La mayoría vive en el seno de familias con carencias, con padres desempleados 
  y muchas veces sin nada para comer, en el llamado Barrio Provincial, un asentamiento 
  pobre de casillas precarias. 
  Allí, muy cerca de la capital argentina, donde "la pobreza lo impregna 
  todo", según palabras de Cristina Luján, maestra desde hace veinte 
  años y directora desde hace seis de la escuela, donde intenta "mostrar 
  a los chicos que se puede vivir mejor" y revertir "el vacío de atención". 
  
  "Los chicos vienen a la escuela a vivir: a comer, a jugar, a estudiar", dice 
  a la AFP la directora y recuerda que la única actividad posible fuera 
  de la escuela es un club de fútbol --"un potrero (baldío) cercado", 
  aclara-- que abrieron recientemente en el barrio. 
  El mediodía es el momento más esperado por los 364 chicos que 
  reciben el almuerzo diario, gratuitamente, en dos turnos, mientras otros 464 
  alumnos son beneficiados sólo por una "merienda reforzada" (pizzeta o 
  sándwich), elegidos según el criterio de privilegiar a los más 
  necesitados. 
  Esos niños --algunos adolescentes de tanto repetir grados-- no esconden 
  su ansiedad y se abalanzan en el amplio comedor donde les llenarán su 
  plato con comida, casi siempre polenta, guiso o alguna pasta y una fruta. 
  "Sólo el diez por ciento no es carenciado: menos de cien alumnos viven 
  en casas de material y alguno de sus padres trabaja, lo que no quiere decir 
  que estén bien remunerados", señala Luján, el resto es 
  de población con las necesidades básicas insatisfechas. 
  La carencia se percibe en la ropa o en las zapatillas --muchas de ellas conseguidas 
  por donaciones en el mismo colegio, lo que hace que las medidas no siempre sean 
  las adecuadas para quien las porta-- y la mala calidad de alimentación 
  se refleja en desde manchas en la piel hasta dificultades en el aprendizaje 
  y cierto retraso en la maduración. 
  No parece extraño que esos niños y jóvenes del EGB (los 
  primeros nueve años de estudio) busquen refugio en un ámbito un 
  poco menos hostil, quizás por eso el índice de deserción 
  es bajo en ese colegio, donde juegan, corren y estudian como casi todos sus 
  pares del país. 
  En el establecimiento no hay gas natural ni cloacas.
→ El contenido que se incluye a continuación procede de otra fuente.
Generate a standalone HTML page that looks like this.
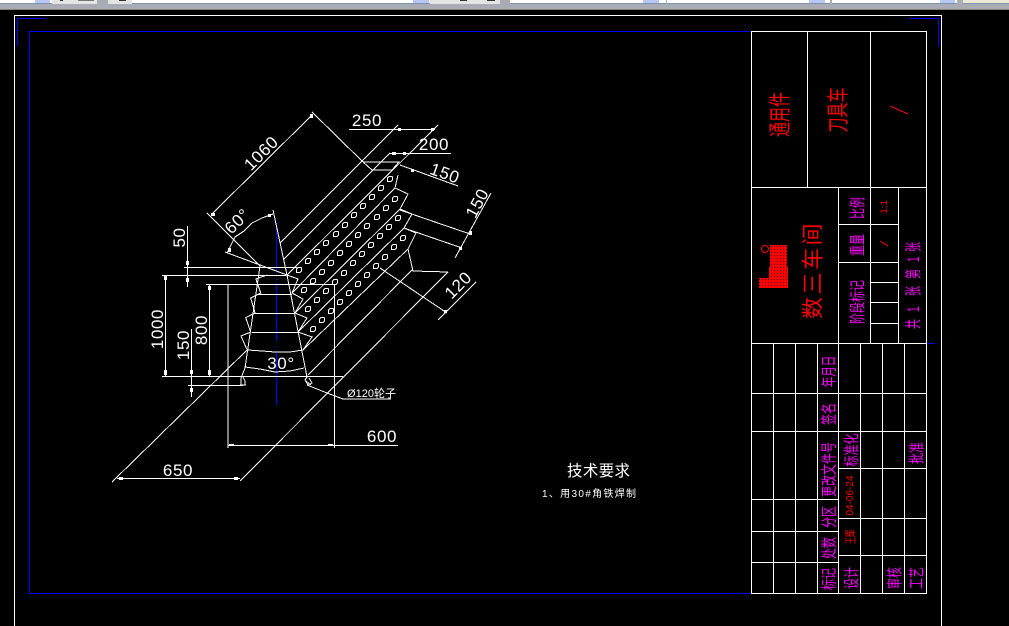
<!DOCTYPE html>
<html lang="zh">
<head>
<meta charset="utf-8">
<title>CAD</title>
<style>
html,body{margin:0;padding:0;background:#000;width:1009px;height:626px;overflow:hidden}
svg{display:block;position:absolute;left:0;top:0}
.l{fill:none;stroke:#fff;stroke-width:1;shape-rendering:crispEdges}
.b{fill:none;stroke:#0000ff;stroke-width:1;shape-rendering:crispEdges}
.r{fill:none;stroke:#ff0000;stroke-width:1;shape-rendering:crispEdges}
.d{font:17px "Liberation Sans",sans-serif;fill:#fff;text-anchor:middle;letter-spacing:.6px}
.m{font-family:"Liberation Sans","WenQuanYi Zen Hei","Noto Sans CJK SC",sans-serif;fill:#ff00ff;text-anchor:middle}
.e{font-family:"Liberation Sans","WenQuanYi Zen Hei","Noto Sans CJK SC",sans-serif;fill:#ff0000;text-anchor:middle}
.w{font-family:"Liberation Sans","WenQuanYi Zen Hei","Noto Sans CJK SC",sans-serif;fill:#fff}
</style>
</head>
<body>
<svg width="1009" height="626" viewBox="0 0 1009 626" xmlns="http://www.w3.org/2000/svg">
<defs>
<pattern id="dots" width="3" height="3" patternUnits="userSpaceOnUse"><rect width="3" height="3" fill="#ff0000"/><rect width="1" height="1" fill="#500000"/></pattern>
<path id="h" d="M-2.5,2.5 L-2.5,-1 L-1,-2.5 L2,-2.5 L2.5,-2 L2.5,1 L1,2.5 Z" fill="#000" stroke="#fff" stroke-width="1"/>
</defs>
<rect width="1009" height="626" fill="#000"/>

<!-- top bar -->
<rect width="1009" height="9" fill="#a9abb5"/>
<rect y="9" width="1009" height="1" fill="#85856f"/>
<rect x="0" y="0" width="52" height="3" fill="#fff"/><rect x="35" y="0" width="15" height="3" fill="#b5c7f2"/>
<rect x="52" y="0" width="45" height="4" fill="#e4e4e4"/><rect x="60" y="0" width="3" height="1" fill="#333"/><rect x="78" y="0" width="16" height="1" fill="#777"/>
<rect x="108" y="0" width="24" height="4" fill="#e4e4e4"/><rect x="119" y="0" width="7" height="1" fill="#333"/>
<rect x="132" y="0" width="298" height="3" fill="#fff"/><rect x="413" y="0" width="16" height="3" fill="#b5c7f2"/>
<rect x="430" y="0" width="70" height="4" fill="#e4e4e4"/><rect x="460" y="0" width="7" height="1" fill="#333"/><rect x="487" y="0" width="8" height="1" fill="#333"/>
<rect x="510" y="0" width="156" height="3" fill="#fff"/><rect x="643" y="0" width="16" height="3" fill="#b5c7f2"/>
<rect x="667" y="0" width="163" height="3" fill="#fff"/><rect x="809" y="0" width="16" height="3" fill="#b5c7f2"/>
<rect x="832" y="0" width="125" height="3" fill="#fff"/><rect x="940" y="0" width="15" height="3" fill="#b5c7f2"/>
<rect x="963" y="0" width="46" height="3" fill="#ecebd8"/>
<path d="M0 3.5H52M132 3.5H430M510 3.5H666M667 3.5H830M832 3.5H957M963 3.5H1009" stroke="#7f93ad" stroke-width="1" fill="none"/>

<!-- frames -->
<path class="l" d="M14.5 626V15.5H941.5V626"/>
<path class="b" d="M17.5 46V18.5H46M910 18.5H938.5V46M751 31.5H29.5V593.5H751M927 343.5H935"/>

<!-- title block -->
<path class="l" d="M751.5 31.5H926.5V593.5H751.5ZM807.5 31.5V187.5M870.5 31.5V187.5M751.5 187.5H926.5M838.5 187.5V343.5M870.5 187.5V343.5M898.5 187.5V343.5M838.5 224.5H898.5M838.5 262.5H898.5M870.5 282.5H898.5M870.5 302.5H898.5M870.5 323.5H898.5M751.5 343.5H926.5"/>
<path class="l" d="M773.5 343.5V593.5M795.5 343.5V593.5M817.5 343.5V593.5M838.5 343.5V593.5M860.5 343.5V593.5M882.5 343.5V593.5M904.5 343.5V593.5M751.5 393.5H926.5M751.5 431.5H926.5M838.5 468.5H926.5M751.5 499.5H838.5M838.5 518.5H926.5M751.5 531.5H838.5M838.5 555.5H926.5M751.5 562.5H838.5"/>

<!-- red title text -->
<text class="e" font-size="15" transform="translate(788,114.5) rotate(-90) scale(1,1.5)">通用件</text>
<text class="e" font-size="15" transform="translate(846,110) rotate(-90) scale(1,1.5)">刀具车</text>
<path class="r" d="M890 106L908 114M880 241L888 246"/>
<text class="e" font-size="22" letter-spacing="2.5" transform="translate(820.5,270) rotate(-90)">数三车间</text>
<text class="e" font-size="7" transform="translate(887,207) rotate(-90) scale(1.4,1.3)" font-family="Liberation Sans">1:1</text>
<text class="e" font-size="10" transform="translate(853,495.5) rotate(-90)">04-06-24</text>
<text class="e" font-size="7" transform="translate(854.5,537) rotate(-90) scale(1,1.6)">王輝</text>

<!-- logo -->
<rect x="770" y="245" width="17" height="22" fill="url(#dots)"/>
<rect x="769" y="267" width="19" height="21" fill="url(#dots)"/>
<rect x="759" y="278" width="10" height="10" fill="url(#dots)"/>
<circle cx="765" cy="249" r="3.5" fill="none" stroke="#ff0000"/>

<!-- magenta text -->
<g>
<text class="m" font-size="11" transform="translate(863,208) rotate(-90) scale(1,1.45)">比例</text>
<text class="m" font-size="11" transform="translate(863,245) rotate(-90) scale(1,1.45)">重量</text>
<text class="m" font-size="11" transform="translate(863,302) rotate(-90) scale(1,1.45)">阶段标记</text>
<text class="m" font-size="10" style="text-anchor:start" x="0 17 33 50 67 77" transform="translate(919,329) rotate(-90) scale(1,1.65)">共1张第1张</text>
<text class="m" font-size="10.5" transform="translate(834.5,371.5) rotate(-90) scale(1,1.5)">年月日</text>
<text class="m" font-size="11" transform="translate(834.5,414) rotate(-90) scale(1,1.45)">签名</text>
<text class="m" font-size="11" transform="translate(834.5,469.5) rotate(-90) scale(1,1.45)">更改文件号</text>
<text class="m" font-size="11" transform="translate(834.5,517) rotate(-90) scale(1,1.45)">分区</text>
<text class="m" font-size="11" transform="translate(834.5,548) rotate(-90) scale(1,1.45)">处数</text>
<text class="m" font-size="11" transform="translate(834.5,579) rotate(-90) scale(1,1.45)">标记</text>
<text class="m" font-size="11" transform="translate(857,450) rotate(-90) scale(1,1.45)">标准化</text>
<text class="m" font-size="11" transform="translate(857,578) rotate(-90) scale(1,1.45)">设计</text>
<text class="m" font-size="11" transform="translate(900,578) rotate(-90) scale(1,1.45)">审核</text>
<text class="m" font-size="11" transform="translate(922,578) rotate(-90) scale(1,1.45)">工艺</text>
<text class="m" font-size="11" transform="translate(922,453) rotate(-90) scale(1,1.45)">批准</text>
</g>

<!-- blue centre line -->
<path class="b" d="M276.5 222V273M276.5 279V280M276.5 283V341M276.5 346V347M276.5 353V405"/>

<!-- dimensions -->
<path class="l" d="M212 214L312 115M207 213L260 266M312 112L363 162"/>
<path class="l" d="M227 253L232 243L235 237L244 231L252 223L262 218L270 215L273 214"/>
<path class="l" d="M225 252L287 275M273 210L287 275L307 377M260 266L245 368L241 378"/>
<path class="l" d="M184 267.5H297M162 275.5H286M206 284.5H334M228 284V448M334.5 279V448M162 376.5H343M188 385.5H243"/>
<path class="l" d="M165.5 275V376M209.5 284V376M191.5 329V397M187.5 226V287"/>
<path class="l" d="M228 445.5H398M117 478.5H240"/>
<path class="l" d="M349 129.5H435M390 153.5H451M400 165L458 186M491 193L455 258M476 282L438 320"/>
<path class="l" d="M400 210L470 234M404 228L462 248M380 268L447 313"/>
<path class="l" d="M112 482L247 350M240 481L448 272M308 375L412 270"/>
<path class="l" d="M307 385L327 393L343 399H391"/>

<!-- arrow ticks -->
<g fill="#fff">
<rect x="211" y="213" width="4" height="3"/><rect x="310" y="114" width="3" height="4"/>
<rect x="228" y="248" width="3" height="4"/><rect x="268" y="214" width="3" height="3"/>
<rect x="186" y="261" width="3" height="4"/><rect x="186" y="278" width="3" height="4"/>
<rect x="164" y="276" width="3" height="4"/><rect x="164" y="370" width="3" height="5"/>
<rect x="208" y="286" width="3" height="4"/><rect x="208" y="370" width="3" height="5"/>
<rect x="190" y="370" width="3" height="4"/><rect x="190" y="388" width="3" height="4"/>
<rect x="229" y="444" width="5" height="2"/><rect x="328" y="444" width="5" height="2"/>
<rect x="119" y="477" width="4" height="3"/><rect x="234" y="477" width="4" height="3"/>
<rect x="398" y="128" width="3" height="3"/><rect x="431" y="128" width="3" height="3"/>
<rect x="392" y="152" width="4" height="3"/><rect x="403" y="152" width="3" height="3"/>
<rect x="411" y="169" width="3" height="3"/><rect x="469" y="231" width="3" height="4"/>
<rect x="459" y="247" width="3" height="3"/><rect x="444" y="310" width="3" height="3"/>
</g>

<!-- trapezoid ladder -->
<path class="l" d="M257 294.5H292M254 313.5H295M252 332.5H298"/>
<path class="l" d="M248 350L262 351L275 352L290 352L303 350"/>
<path class="l" d="M245 367L260 369L275 372L290 371L304 368"/>
<path class="l" d="M266.7 275L256 279L260.7 293L250.7 298L255 312.7L245.7 317.7L250.7 332L241 336L246.7 349"/>
<path class="l" d="M287 275L298 279L292 293L303 299L295 313L307 318L298 332L312 337L303 350"/>
<!-- wheels -->
<path class="l" d="M241 378L241 385L245 385L245 381L243 377M240 385H246"/>
<path class="l" d="M307 377L305 380L308 385L312 383L309 378M306 381L311 385"/>

<!-- rack -->
<path class="l" d="M280 243L398 125M283 260L390 153M287 275L438 125"/>
<path class="l" d="M292 293L395 188M295 313L400 209M298 332L404 228M303 350L408 249"/>
<path class="l" d="M398 175L395 188L408 194L400 209L412 214L404 228L416 233L408 249L413 271L448 272"/>
<path class="l" d="M363 162H399L392 170H372L363 162"/>

<g>
<use href="#h" x="390" y="179"/><use href="#h" x="381" y="188"/><use href="#h" x="372" y="197"/><use href="#h" x="363" y="206"/><use href="#h" x="354" y="215"/><use href="#h" x="345" y="225"/><use href="#h" x="336" y="234"/><use href="#h" x="326" y="243"/><use href="#h" x="317" y="252"/><use href="#h" x="308" y="261"/><use href="#h" x="299" y="270"/>
<use href="#h" x="395" y="199"/><use href="#h" x="386" y="208"/><use href="#h" x="377" y="217"/><use href="#h" x="367" y="226"/><use href="#h" x="358" y="235"/><use href="#h" x="349" y="244"/><use href="#h" x="340" y="253"/><use href="#h" x="331" y="263"/><use href="#h" x="322" y="272"/><use href="#h" x="313" y="281"/><use href="#h" x="304" y="290"/>
<use href="#h" x="398" y="218"/><use href="#h" x="389" y="227"/><use href="#h" x="380" y="236"/><use href="#h" x="371" y="245"/><use href="#h" x="362" y="254"/><use href="#h" x="353" y="263"/><use href="#h" x="344" y="273"/><use href="#h" x="335" y="282"/><use href="#h" x="326" y="291"/><use href="#h" x="317" y="300"/><use href="#h" x="308" y="309"/>
<use href="#h" x="403" y="238"/><use href="#h" x="394" y="247"/><use href="#h" x="385" y="257"/><use href="#h" x="376" y="266"/><use href="#h" x="367" y="275"/><use href="#h" x="358" y="284"/><use href="#h" x="349" y="293"/><use href="#h" x="340" y="302"/><use href="#h" x="331" y="311"/><use href="#h" x="322" y="320"/><use href="#h" x="313" y="329"/>
</g>

<!-- dimension labels -->
<text class="d" transform="translate(261,153) rotate(-45)" y="6">1060</text>
<text class="d" transform="translate(237,221) rotate(-45)" y="6">60°</text>
<text class="d" x="367" y="126">250</text>
<text class="d" x="434" y="150">200</text>
<text class="d" transform="translate(445,173) rotate(20)" y="6">150</text>
<text class="d" transform="translate(477,203) rotate(-62)" y="6">150</text>
<text class="d" transform="translate(458,285) rotate(-45)" y="6">120</text>
<text class="d" transform="translate(179,237.5) rotate(-90)" y="6">50</text>
<text class="d" transform="translate(157,329) rotate(-90)" y="6">1000</text>
<text class="d" transform="translate(183,345) rotate(-90)" y="6">150</text>
<text class="d" transform="translate(201,330) rotate(-90)" y="6">800</text>
<text class="d" x="281" y="369">30°</text>
<text class="d" x="382" y="442">600</text>
<text class="d" x="178" y="476">650</text>
<text class="w" x="347" y="397" font-size="11" textLength="49" lengthAdjust="spacing">Ø120轮子</text>

<!-- tech notes -->
<text class="w" x="567" y="476" font-size="15.5" textLength="63" lengthAdjust="spacing">技术要求</text>
<text class="w" x="542" y="497" font-size="10" textLength="94" lengthAdjust="spacing">1、用30#角铁焊制</text>
</svg>
</body>
</html>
Las paredes de cemento 
  están agrietadas, las puertas fueron reforzadas con irregulares tablones 
  de madera y poco queda en los pasillos de la pintura azul de origen hoy blanqueada 
  por miles de grafiti y anotaciones. 
  Con mínimo aporte financiero oficial, el alma la ponen los maestros, 
  al frente de cursos de treinta chicos, que se esmeran con imaginación 
  o a costa de su propio sueldo, en decorar las aulas con afiches, flores de papel, 
  cortinas o detalles que alegren el ámbito de estudio, tanto como las 
  camisetas y gorritos futboleros que calzan los pibes de guardapolvos blancos 
  como señal de identidad. 
  "Nos podrán sacar todo, pero no nos sacarán la identidad. Eso 
  es lo que nos queda", afirma Luján, orgullosa de impulsar como actividad 
  complementaria la enseñanza del folclore y las danzas argentinas. 
  Ahora intenta conseguir fondos para "levantar cuatro paredes" en la terraza 
  y tener un nuevo salón que reemplace uno que se inundó porque 
  en San Francisco Solano suben las napas de agua. Por eso, los días de 
  lluvia son temidos: las aulas se ven casi vacías y sólo llegan 
  decenas de madres que atraviesan las calles inundadas para rescatar el plato 
  de comida para sus hijos. La violencia, creciente en un país con 22 por 
  ciento de desocupación y catorce millones de pobres sobre 36 millones 
  de habitantes, tampoco perdona a esta escuela. No obstante, en la actualidad 
  hay menos robos --un promedio anual de cuatro--. En 1996 sufrieron un pico de 
  32 robos en el año, época que dejó alambres de púas 
  rodeando el patio y las puertas cerradas con pasadores de hierro y candados. 
  
  La merma en los ataques, estima la directora, fue gracias a la política 
  de "escuela abierta a la comunidad, donde los padres circulan, trabajan, organizan 
  actividades: club de trueque, biblioteca, una manera de hacerla propia". 
  "Aquí todo lo conseguimos con una marcha o cortando la calle: un subsidio, 
  un mobiliario, todo. En el tercer ciclo, hay chicos 'piqueteros'", cuenta y 
  asegura que el objetivo de 2002 es "que la amargura y la depresión no 
  nos invada. Para eso, aun con nada, seguimos luchando".